While I treasure my morning reading of the Star Tribune, I'm finding your front page headlines to be dramatic and overly alarming. I accept that the facts are facts and that of course our situation is grim, but your editors choose what to feature and how big of a font size. For example, last week's headline screamed "Forecast: 100K-240K dead." Then paragraph three clarified the statistic with a quote from Dr. Deborah Birx, the coordinator of the White House coronavirus task force: "We really believe we can do a lot better than that."

Please, editors, beware of your heightening of an already intense situation.

Laurie Casagrande, Minneapolis
TIMES OF CRISIS

No need for misleading metaphors

The language in Ron Feldman's April 2 opinion piece ("Just like financial crisis, testing can save us") is dangerously misleading. In seeking parallels between the coronavirus pandemic and the financial crisis of about 10 years ago, Feldman writes about a "contagious" risk that spread throughout the banking industry and made some banks "sick."

But financial institutions didn't get "sick" and need taxpayer bailouts because somebody sneezed in their face. They got "sick" because they were unethical, perfectly willing to give out bad loans as long as they got their cut and then passed the bad paper onto somebody else.

This pandemic is doing enough damage as it is. Let's not make it even worse by using deceptive metaphors that hide blame and let bad actors, in this case irresponsible financial institutions, slide off the hook.

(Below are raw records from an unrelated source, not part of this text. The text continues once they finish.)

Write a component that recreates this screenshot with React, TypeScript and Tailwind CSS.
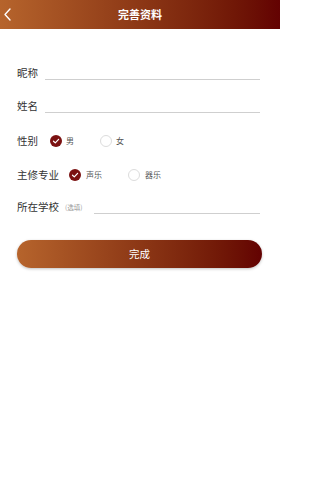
import React from "react";

const font = { fontFamily: '"Noto Sans CJK SC", "Noto Sans", sans-serif' };

function Radio({ checked }: { checked: boolean }) {
  if (checked) {
    return (
      <span className="w-[12px] h-[12px] rounded-full bg-[#7b1111] flex items-center justify-center">
        <svg width="8" height="8" viewBox="0 0 8 8" fill="none">
          <path d="M1.5 4.2 L3.3 5.9 L6.6 2.3" stroke="#fff" strokeWidth="1.2" strokeLinecap="round" strokeLinejoin="round" />
        </svg>
      </span>
    );
  }
  return <span className="w-[12px] h-[12px] rounded-full border border-[#dcdcdc] bg-white" />;
}

export default function App() {
  return (
    <div className="w-[280px] h-[500px] bg-white" style={font}>
      <div className="relative h-[29px] bg-gradient-to-r from-[#b6642c] to-[#630202] flex items-center justify-center">
        <svg className="absolute left-[3px] top-[8px]" width="9" height="13" viewBox="0 0 9 13" fill="none">
          <path d="M7 1 L2 6.5 L7 12" stroke="#fff" strokeWidth="1.4" strokeLinecap="round" strokeLinejoin="round" />
        </svg>
        <span className="text-white text-[11px] font-bold leading-none">完善资料</span>
      </div>

      <div className="pl-[17px] pr-[20px]">
        <div className="mt-[36px] flex items-end">
          <span className="w-[28px] text-[10.5px] leading-[14px] text-[#333]">昵称</span>
          <div className="flex-1 h-[15px] border-b border-[#cfcfcf]" />
        </div>
        <div className="mt-[18px] flex items-end">
          <span className="w-[28px] text-[10.5px] leading-[14px] text-[#333]">姓名</span>
          <div className="flex-1 h-[15px] border-b border-[#cfcfcf]" />
        </div>
        <div className="mt-[21px] h-[14px] flex items-center">
          <span className="w-[33px] text-[10.5px] leading-[14px] text-[#333]">性别</span>
          <Radio checked />
          <span className="ml-[4px] w-[34px] text-[8px] text-[#555]">男</span>
          <Radio checked={false} />
          <span className="ml-[4px] text-[8px] text-[#555]">女</span>
        </div>
        <div className="mt-[20px] h-[14px] flex items-center">
          <span className="w-[52px] text-[10.5px] leading-[14px] text-[#333]">主修专业</span>
          <Radio checked />
          <span className="ml-[5px] w-[42px] text-[8px] text-[#555]">声乐</span>
          <Radio checked={false} />
          <span className="ml-[5px] text-[8px] text-[#555]">器乐</span>
        </div>
        <div className="mt-[17px] flex items-end">
          <span className="text-[10.5px] leading-[14px] text-[#333]">所在学校</span>
          <span className="ml-[6px] w-[29px] text-[6.5px] leading-[14px] text-[#999]">(选填)</span>
          <div className="flex-1 h-[15px] border-b border-[#cfcfcf]" />
        </div>
      </div>

      <div className="mt-[26px] ml-[17px] w-[245px] h-[28px] rounded-full bg-gradient-to-r from-[#b6642c] to-[#630202] shadow-[0_1px_3px_rgba(0,0,0,0.25)] flex items-center justify-center">
        <span className="text-white text-[10.5px]">完成</span>
      </div>
    </div>
  );
}
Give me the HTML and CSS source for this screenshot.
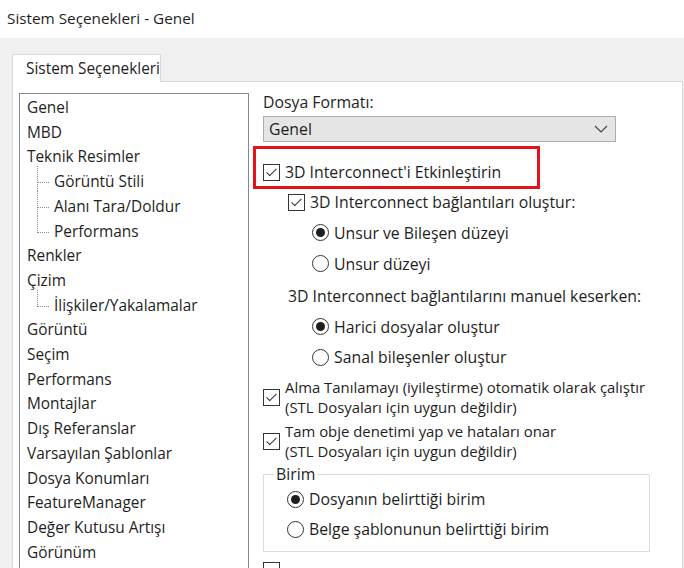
FILE: index.html
```html
<!DOCTYPE html>
<html lang="tr">
<head>
    <meta charset="UTF-8">
    <title>Sistem Seçenekleri - Genel</title>
    <link rel="stylesheet" href="styles.css">
</head>
<body>
    <div class="titlebar">Sistem Seçenekleri - Genel</div>

    <div class="window">
        <div class="tabs">
            <div class="tab">Sistem Seçenekleri</div>
        </div>

        <div class="panel">
            <ul class="tree">
                <li>Genel</li>
                <li>MBD</li>
                <li>Teknik Resimler
                    <ul>
                        <li>Görüntü Stili</li>
                        <li>Alanı Tara/Doldur</li>
                        <li>Performans</li>
                    </ul>
                </li>
                <li>Renkler</li>
                <li>Çizim
                    <ul>
                        <li>İlişkiler/Yakalamalar</li>
                    </ul>
                </li>
                <li>Görüntü</li>
                <li>Seçim</li>
                <li>Performans</li>
                <li>Montajlar</li>
                <li>Dış Referanslar</li>
                <li>Varsayılan Şablonlar</li>
                <li>Dosya Konumları</li>
                <li>FeatureManager</li>
                <li>Değer Kutusu Artışı</li>
                <li>Görünüm</li>
            </ul>

            <div class="options">
                <div class="field-label">Dosya Formatı:</div>
                <div class="select">
                    <span>Genel</span>
                    <svg width="14" height="8" viewBox="0 0 14 8"><polyline points="1,1 7,7 13,1" fill="none" stroke="#444" stroke-width="1.2"/></svg>
                </div>

                <div class="highlight">
                    <label class="opt"><span class="check on"></span>3D Interconnect'i Etkinleştirin</label>
                </div>

                <label class="opt row-check2 indent1"><span class="check on"></span>3D Interconnect bağlantıları oluştur:</label>
                <label class="opt row indent2"><span class="radio on"></span>Unsur ve Bileşen düzeyi</label>
                <label class="opt row indent2"><span class="radio"></span>Unsur düzeyi</label>
                <div class="opt row-label indent1">3D Interconnect bağlantılarını manuel keserken:</div>
                <label class="opt row indent2"><span class="radio on"></span>Harici dosyalar oluştur</label>
                <label class="opt row last indent2"><span class="radio"></span>Sanal bileşenler oluştur</label>

                <label class="opt multi first"><span class="check on"></span><span>Alma Tanılamayı (iyileştirme) otomatik olarak çalıştır<br>(STL Dosyaları için uygun değildir)</span></label>
                <label class="opt multi"><span class="check on"></span><span>Tam obje denetimi yap ve hataları onar<br>(STL Dosyaları için uygun değildir)</span></label>

                <fieldset class="group">
                    <legend>Birim</legend>
                    <label class="opt grow"><span class="radio on"></span>Dosyanın belirttiği birim</label>
                    <label class="opt grow"><span class="radio"></span>Belge şablonunun belirttiği birim</label>
                </fieldset>

                <div class="opt"><span class="check"></span></div>
            </div>
        </div>
    </div>
</body>
</html>
```

FILE: styles.css
```css
html, body {
    margin: 0;
    height: 568px;
    overflow: hidden;
}
body {
    font-family: "Open Sans", "Noto Sans", sans-serif;
    font-size: 15.4px;
    color: #1e1e1e;
    background: #fff;
}
.titlebar {
    height: 38px;
    line-height: 36px;
    padding-left: 7px;
    font-size: 15.3px;
}
.window {
    background: #f0f0f0;
    padding: 16px 1px 0 12px;
}
.tabs {
    display: flex;
}
.tab {
    width: 149px;
    height: 28px;
    box-sizing: border-box;
    padding-left: 13px;
    line-height: 27px;
    background: #fff;
    border: 1px solid #d9d9d9;
    border-bottom: none;
    position: relative;
    z-index: 1;
}
.panel {
    background: #fff;
    border: 1px solid #d9d9d9;
    margin-top: -1px;
    height: 520px;
    display: flex;
    align-items: flex-start;
    padding: 11px 0 0 6px;
}

/* tree */
.tree {
    list-style: none;
    margin: 0;
    padding: 2px 0 0 7px;
    width: 221px;
    height: 480px;
    border: 1px solid #828790;
    flex-shrink: 0;
}
.tree li {
    line-height: 24.7px;
    white-space: nowrap;
}
.tree ul {
    list-style: none;
    margin: 0;
    padding: 0 0 0 27px;
}
.tree ul li {
    position: relative;
}
.tree ul li::before {
    content: "";
    position: absolute;
    left: -17px;
    top: -4px;
    height: 100%;
    border-left: 1px dotted #8c8c8c;
}
.tree ul li:last-child::before {
    height: 17px;
}
.tree ul li::after {
    content: "";
    position: absolute;
    left: -16px;
    top: 12px;
    width: 11px;
    border-top: 1px dotted #8c8c8c;
}

/* options */
.options {
    margin-left: 14px;
    display: flex;
    flex-direction: column;
    font-size: 15.8px;
}
.field-label {
    line-height: 19px;
    height: 23px;
}
.select {
    width: 353px;
    height: 26px;
    box-sizing: border-box;
    background: #e5e5e5;
    border: 1px solid #adadad;
    display: flex;
    align-items: center;
    justify-content: space-between;
    padding: 0 7px 0 5px;
}
.highlight {
    margin: 4px 0 0 -10px;
    width: 287px;
    height: 43px;
    box-sizing: border-box;
    border: 3px solid #e3121b;
    padding: 8px 0 0 7px;
}
.highlight .opt {
    height: 30px;
}
.opt {
    display: flex;
    align-items: center;
    gap: 5px;
    white-space: nowrap;
}
.indent1 {
    padding-left: 25px;
}
.indent2 {
    padding-left: 49px;
}
.row-check2 {
    height: 22px;
    margin-bottom: 4px;
    padding-top: 2px;
}
.row {
    height: 31px;
}
.row.last {
    height: 30px;
}
.row-label {
    height: 30px;
    margin-top: 2px;
}
.multi {
    font-size: 14.9px;
    line-height: 20px;
    margin-top: 4px;
}
.multi.first {
    margin-top: 5px;
}
.check {
    width: 17px;
    height: 17px;
    box-sizing: border-box;
    border: 1px solid #333;
    background: #fff;
    flex-shrink: 0;
    position: relative;
}
.check.on::after {
    content: "";
    position: absolute;
    left: 5px;
    top: 1px;
    width: 4px;
    height: 9px;
    border: solid #333;
    border-width: 0 1.3px 1.3px 0;
    transform: rotate(45deg);
}
.radio {
    width: 17px;
    height: 17px;
    box-sizing: border-box;
    border: 1px solid #333;
    border-radius: 50%;
    background: #fff;
    flex-shrink: 0;
    position: relative;
}
.radio.on::after {
    content: "";
    position: absolute;
    left: 3px;
    top: 3px;
    width: 9px;
    height: 9px;
    border-radius: 50%;
    background: #1e1e1e;
}
.group {
    margin: 3px 0 0 0;
    width: 387px;
    height: 88px;
    box-sizing: border-box;
    border: 1px solid #dcdcdc;
    padding: 0 0 0 23px;
}
.group legend {
    padding: 0 2px;
    margin-left: -13px;
    line-height: 20px;
}
.grow {
    height: 30px;
}
.options > .opt:last-child {
    margin-top: 10px;
}
```
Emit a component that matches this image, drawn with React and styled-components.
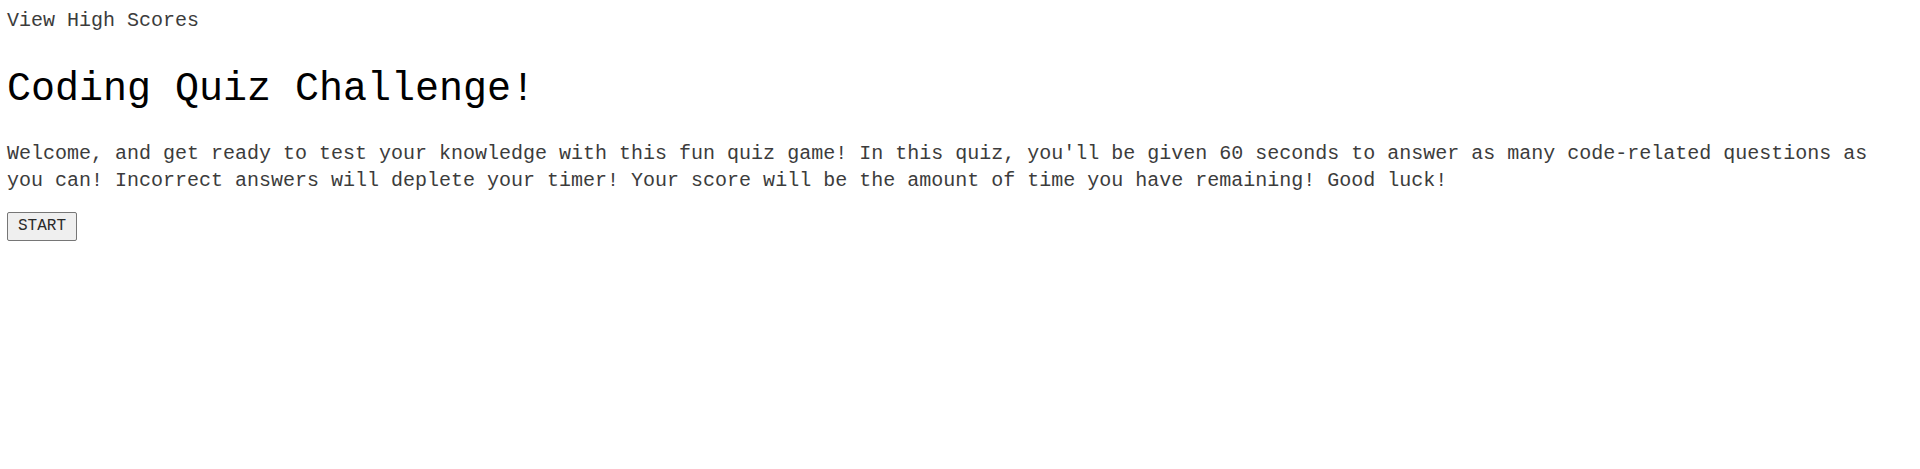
import React from "react";
import styled, { createGlobalStyle } from "styled-components";

const GlobalStyle = createGlobalStyle`
  html, body {
    margin: 0;
    padding: 0;
    background: #ffffff;
  }
  body {
    font-family: "Liberation Mono", "DejaVu Sans Mono", monospace;
    color: #1a1a1a;
  }
`;

const Page = styled.div`
  display: flex;
  flex-direction: column;
  align-items: flex-start;
  padding: 8px 7px 0;
`;

const Header = styled.header`
  display: flex;
`;

const ScoresLink = styled.a`
  font-size: 20px;
  line-height: 26.4px;
  color: #3c3c3c;
  text-decoration: none;
  cursor: pointer;
`;

const Title = styled.h1`
  margin: 30px 0 0;
  font-size: 40px;
  line-height: 52.8px;
  font-weight: 400;
  color: #000000;
`;

const Intro = styled.p`
  margin: 24px 0 0;
  font-size: 20px;
  line-height: 26.4px;
  color: #3c3c3c;
`;

const StartButton = styled.button`
  margin-top: 18px;
  font-family: inherit;
  font-size: 16px;
  line-height: 21px;
  padding: 3px 10px;
  color: #2a2a2a;
  background: #efefef;
  border: 1px solid #767676;
  border-radius: 2px;
  cursor: pointer;
`;

export default function App() {
  return (
    <>
      <GlobalStyle />
      <Page>
        <Header>
          <ScoresLink>View High Scores</ScoresLink>
        </Header>
        <Title>Coding Quiz Challenge!</Title>
        <Intro>
          Welcome, and get ready to test your knowledge with this fun quiz game! In this quiz, you'll be given 60 seconds to answer as many code-related questions as you can! Incorrect answers will deplete your timer! Your score will be the amount of time you have remaining! Good luck!
        </Intro>
        <StartButton>START</StartButton>
      </Page>
    </>
  );
}
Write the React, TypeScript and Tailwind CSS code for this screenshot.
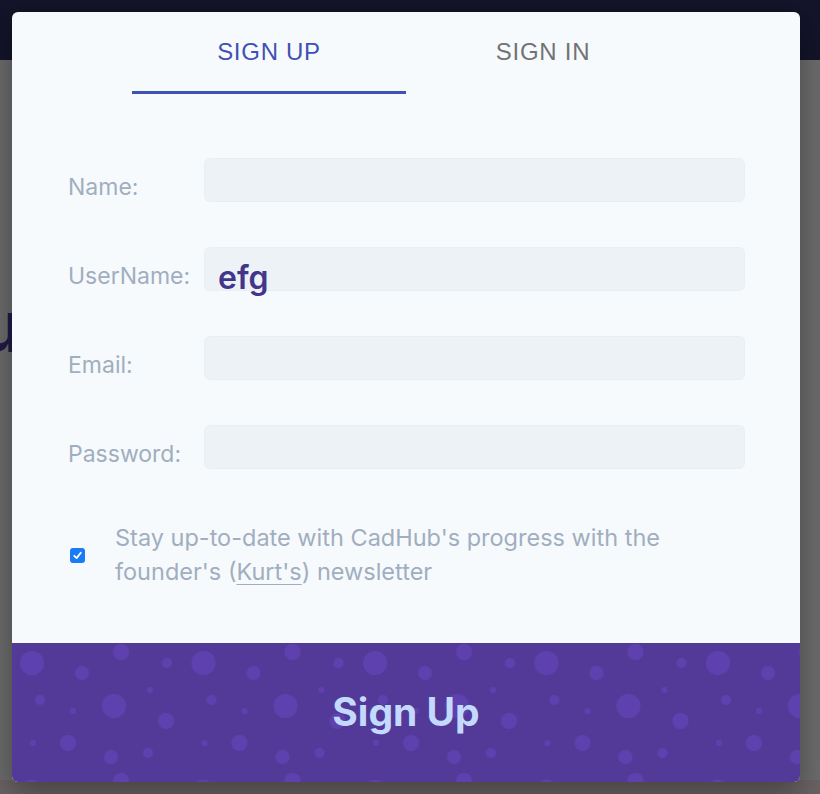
import React from "react";

const inter = { fontFamily: "Inter, 'Noto Sans', sans-serif" };

function Field({ label, value }: { label: string; value?: string }) {
  return (
    <div className="flex items-start">
      <div className="mt-[14px] w-[136px] text-[23px] leading-[30px] text-[#a0aec0]">{label}</div>
      <div className="h-[44px] flex-1 rounded-[6px] bg-[#edf2f7] pl-[14px] pt-[15px] shadow-[inset_0_0_0_1px_rgba(0,0,0,0.015)]">
        {value && (
          <div className="text-[32px] font-semibold leading-[32px] text-[#43368a]">{value}</div>
        )}
      </div>
    </div>
  );
}

export default function App() {
  return (
    <div className="relative h-[794px] w-[820px] overflow-hidden bg-[#6b6b6b]" style={inter}>
      {/* page behind the overlay */}
      <div className="absolute inset-0">
        <div className="h-[60px] bg-[#14142a]" />
        <div className="absolute left-[-22px] top-[290px] text-[72px] font-bold leading-none text-[#1f1b46]">u</div>
        <div className="absolute bottom-0 left-0 right-0 h-[14px] bg-[#6a6262]" />
      </div>

      <div className="relative p-3">
        <div className="flex h-[770px] w-[788px] flex-col rounded-[6px] bg-[#f7fafc] shadow-[0_10px_30px_rgba(0,0,0,0.35)]">
          {/* Tabs */}
          <div className="mx-auto flex w-[548px]" style={{ fontFamily: "'Liberation Sans', Arial, sans-serif" }}>
            <div className="flex h-[82px] w-1/2 flex-col">
              <div className="flex flex-1 items-center justify-center text-[24px] tracking-[0.03em] text-[#3f51b5]">SIGN UP</div>
              <div className="h-[3px] bg-[#3f51b5]" />
            </div>
            <div className="flex h-[82px] w-1/2 flex-col">
              <div className="flex flex-1 items-center justify-center text-[24px] tracking-[0.03em] text-[#717375]">SIGN IN</div>
              <div className="h-[3px]" />
            </div>
          </div>

          {/* Form */}
          <div className="mt-[64px] flex flex-col gap-[45px] pl-[56px] pr-[55px]">
            <Field label="Name:" />
            <Field label="UserName:" value="efg" />
            <Field label="Email:" />
            <Field label="Password:" />
          </div>

          {/* Newsletter */}
          <div className="mt-[52px] flex items-center gap-[30px] pl-[58px] pr-[55px]">
            <div className="flex h-[15px] w-[15px] shrink-0 items-center justify-center rounded-[3px] bg-[#1a7cf5]">
              <svg width="11" height="11" viewBox="0 0 12 12" fill="none">
                <path d="M2.5 6.3 L5 8.8 L9.6 3" stroke="white" strokeWidth="2" strokeLinecap="round" strokeLinejoin="round" />
              </svg>
            </div>
            <div className="flex-1 text-[23.5px] leading-[34px] text-[#a0aec0]">
              Stay up-to-date with CadHub's progress with the founder's (<span className="underline decoration-1 underline-offset-[4px]">Kurt's</span>) newsletter
            </div>
          </div>

          {/* Button */}
          <div className="relative mt-auto flex h-[139px] items-center justify-center overflow-hidden rounded-b-[6px] bg-[#533a98]">
            <svg className="absolute inset-0" width="788" height="139">
              <defs>
                <pattern id="bubbles" patternUnits="userSpaceOnUse" width="171.5" height="129">
                  <g fill="#5e41ae">
                    <circle cx="20" cy="20" r="12" />
                    <circle cx="109" cy="9" r="8" />
                    <circle cx="70" cy="30" r="7" />
                    <circle cx="155" cy="20" r="5" />
                    <circle cx="28" cy="57" r="5" />
                    <circle cx="61" cy="68" r="3" />
                    <circle cx="102" cy="63" r="12" />
                    <circle cx="138" cy="47" r="3" />
                    <circle cx="154" cy="78" r="8" />
                    <circle cx="21" cy="100" r="3" />
                    <circle cx="56" cy="100" r="8" />
                    <circle cx="99" cy="114" r="7" />
                    <circle cx="136" cy="110" r="5" />
                  </g>
                </pattern>
              </defs>
              <rect width="788" height="139" fill="url(#bubbles)" />
            </svg>
            <div className="relative text-[39px] font-bold text-[#c3dafe]">Sign Up</div>
          </div>
        </div>
      </div>
    </div>
  );
}
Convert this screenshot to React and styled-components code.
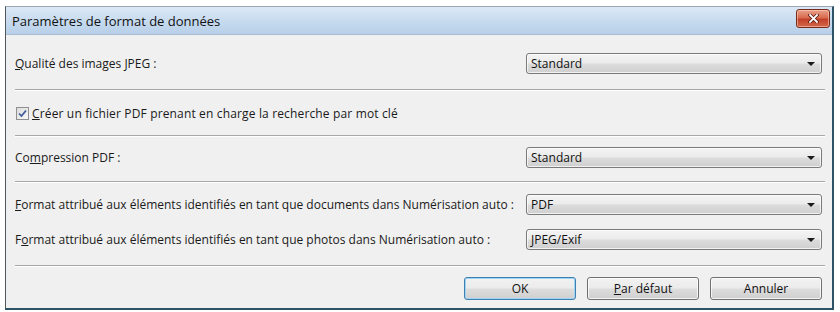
import styled, { createGlobalStyle } from 'styled-components';

const GlobalStyle = createGlobalStyle`
  html, body {
    margin: 0;
    padding: 0;
    background: #ffffff;
  }
  body {
    font-family: "Open Sans", "Noto Sans", sans-serif;
    font-size: 12px;
    color: #1a1a1a;
  }
`;

const Window = styled.div`
  margin: 6px 0 0 5px;
  width: 826px;
  height: 301px;
  border-left: 1px solid #4f565c;
  border-top: 1px solid #9aa7b3;
  border-right: 2px solid #2c5466;
  border-bottom: 2px solid #2c5466;
  display: flex;
  flex-direction: column;
  background: #f0f0f0;
  overflow: hidden;
`;

const TitleBar = styled.div`
  height: 27px;
  flex: none;
  display: flex;
  align-items: flex-start;
  justify-content: space-between;
  background: linear-gradient(#dce8f5, #c4d9ee 60%, #b7cfe8);
  border-bottom: 1px solid #aabdd1;
`;

const Title = styled.span`
  margin: 5px 0 0 6px;
  font-size: 13px;
  color: #111;
`;

const CloseButton = styled.div`
  margin: 2px 2px 0 0;
  width: 32px;
  height: 17px;
  border: 1px solid #7a2a1a;
  border-radius: 3px;
  background: linear-gradient(#eaa08a, #d86c50 45%, #c2412a 55%, #d4684a);
  display: flex;
  align-items: center;
  justify-content: center;
  box-shadow: inset 0 0 0 1px rgba(255, 220, 200, 0.5);
`;

const Body = styled.div`
  flex: 1;
  padding: 17px 10px 0 9px;
  display: flex;
  flex-direction: column;
`;

const Row = styled.div`
  margin-top: ${(p) => p.$gap || 0}px;
  height: ${(p) => p.$h || 23}px;
  display: flex;
  align-items: center;
  justify-content: ${(p) => p.$end ? 'flex-end' : 'space-between'};
  gap: ${(p) => p.$end ? '11px' : '0'};
`;

const Label = styled.span`
  white-space: nowrap;
  u { text-decoration: underline; text-underline-offset: 1px; }
`;

const Separator = styled.div`
  margin-top: ${(p) => p.$gap || 0}px;
  margin-right: -3px;
  height: 1px;
  background: #a7a7a7;
  border-bottom: 1px solid #ffffff;
`;

const Select = styled.div`
  width: 296px;
  height: 21px;
  flex: none;
  box-sizing: border-box;
  border: 1px solid #7a7a7a;
  border-radius: 3px;
  background: linear-gradient(#f4f4f4, #ebebeb 48%, #dcdcdc 52%, #cfcfcf);
  box-shadow: inset 0 0 0 1px rgba(255, 255, 255, 0.7);
  display: flex;
  align-items: center;
  justify-content: space-between;
  padding: 0 6px 0 4px;
  color: #111;
`;

const Arrow = styled.span`
  width: 0;
  height: 0;
  border-left: 4px solid transparent;
  border-right: 4px solid transparent;
  border-top: 4px solid #1a1a1a;
`;

const CheckRow = styled.label`
  display: flex;
  align-items: center;
  gap: 3px;
  padding-left: 1px;
  letter-spacing: 0.15px;
`;

const CheckBox = styled.span`
  width: 11px;
  height: 11px;
  border: 1px solid #8e8f8f;
  background: linear-gradient(135deg, #dcdcdc, #f8f8f8);
  display: flex;
  align-items: center;
  justify-content: center;
`;

const Button = styled.div`
  width: 112px;
  height: 23px;
  box-sizing: border-box;
  border: 1px solid ${(p) => p.$default ? '#3c7fb1' : '#707070'};
  border-radius: 3px;
  background: linear-gradient(#f2f2f2, #ebebeb 48%, #dddddd 52%, #cfcfcf);
  box-shadow: inset 0 0 0 1px ${(p) => p.$default ? '#9fd5f3' : 'rgba(255,255,255,0.75)'};
  display: flex;
  align-items: center;
  justify-content: center;
  color: #111;
  u { text-decoration: underline; text-underline-offset: 1px; }
`;

export default function App() {
  return (
    <>
      <GlobalStyle />
      <Window>
        <TitleBar>
          <Title>Paramètres de format de données</Title>
          <CloseButton>
            <svg width="11" height="9" viewBox="0 0 11 9">
              <path d="M2 1 L9 8 M9 1 L2 8" stroke="#5a1a10" strokeWidth="3.4" strokeLinecap="square" />
              <path d="M2 1 L9 8 M9 1 L2 8" stroke="#ffffff" strokeWidth="1.8" strokeLinecap="square" />
            </svg>
          </CloseButton>
        </TitleBar>
        <Body>
          <Row>
            <Label><u>Q</u>ualité des images JPEG :</Label>
            <Select>Standard<Arrow /></Select>
          </Row>
          <Separator $gap={14} />
          <Row $gap={13} $h={18}>
            <CheckRow>
              <CheckBox>
                <svg width="9" height="9" viewBox="0 0 9 9">
                  <path d="M1 4.5 L3.5 7 L8 1.5" fill="none" stroke="#3e5a9a" strokeWidth="1.7" />
                </svg>
              </CheckBox>
              <Label><u>C</u>réer un fichier PDF prenant en charge la recherche par mot clé</Label>
            </CheckRow>
          </Row>
          <Separator $gap={13} />
          <Row $gap={9}>
            <Label>Co<u>m</u>pression PDF :</Label>
            <Select>Standard<Arrow /></Select>
          </Row>
          <Separator $gap={12} />
          <Row $gap={10}>
            <Label><u>F</u>ormat attribué aux éléments identifiés en tant que documents dans Numérisation auto :</Label>
            <Select>PDF<Arrow /></Select>
          </Row>
          <Row $gap={12}>
            <Label>F<u>o</u>rmat attribué aux éléments identifiés en tant que photos dans Numérisation auto :</Label>
            <Select>JPEG/Exif<Arrow /></Select>
          </Row>
          <Separator $gap={14} />
          <Row $gap={10} $end>
            <Button $default>OK</Button>
            <Button><u>P</u>ar défaut</Button>
            <Button>Annuler</Button>
          </Row>
        </Body>
      </Window>
    </>
  );
}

Steve Schild, Winona, Minn.
TRUMP

He avoided the worst choice. So?

A note to our president: The fact that you could have made worse decisions does not mean that the decisions you did make were good ones. Please use precious time and energy trying to save lives rather than trying to save your reputation.

Charles Morrill, Edina
EDUCATION

To new 'techie' teachers: Thanks

I read with special interest Nora Wise's commentary in the April 1 Star Tribune titled "I'm a teacher, not a techie." I am a retired high school teacher and can't imagine what it would be like to present my courses online with two weeks' notice after several decades of teaching them in a classroom setting.

Hats off to Wise for facing this formidable challenge with a positive, can-do attitude. She realizes that she needs to make significant changes right away to meet the needs of her 150 students and that she needs all the help she can get because she is not a "techie." It is an "all hands on deck" moment that she must face head on, which she does with humility, hope and love to do the right things for her students.

I suspect that her students respect her enough so that any technological mistakes she makes will make little difference to them. Thank you for your service, Nora. America needs people like you now more than ever. Good luck.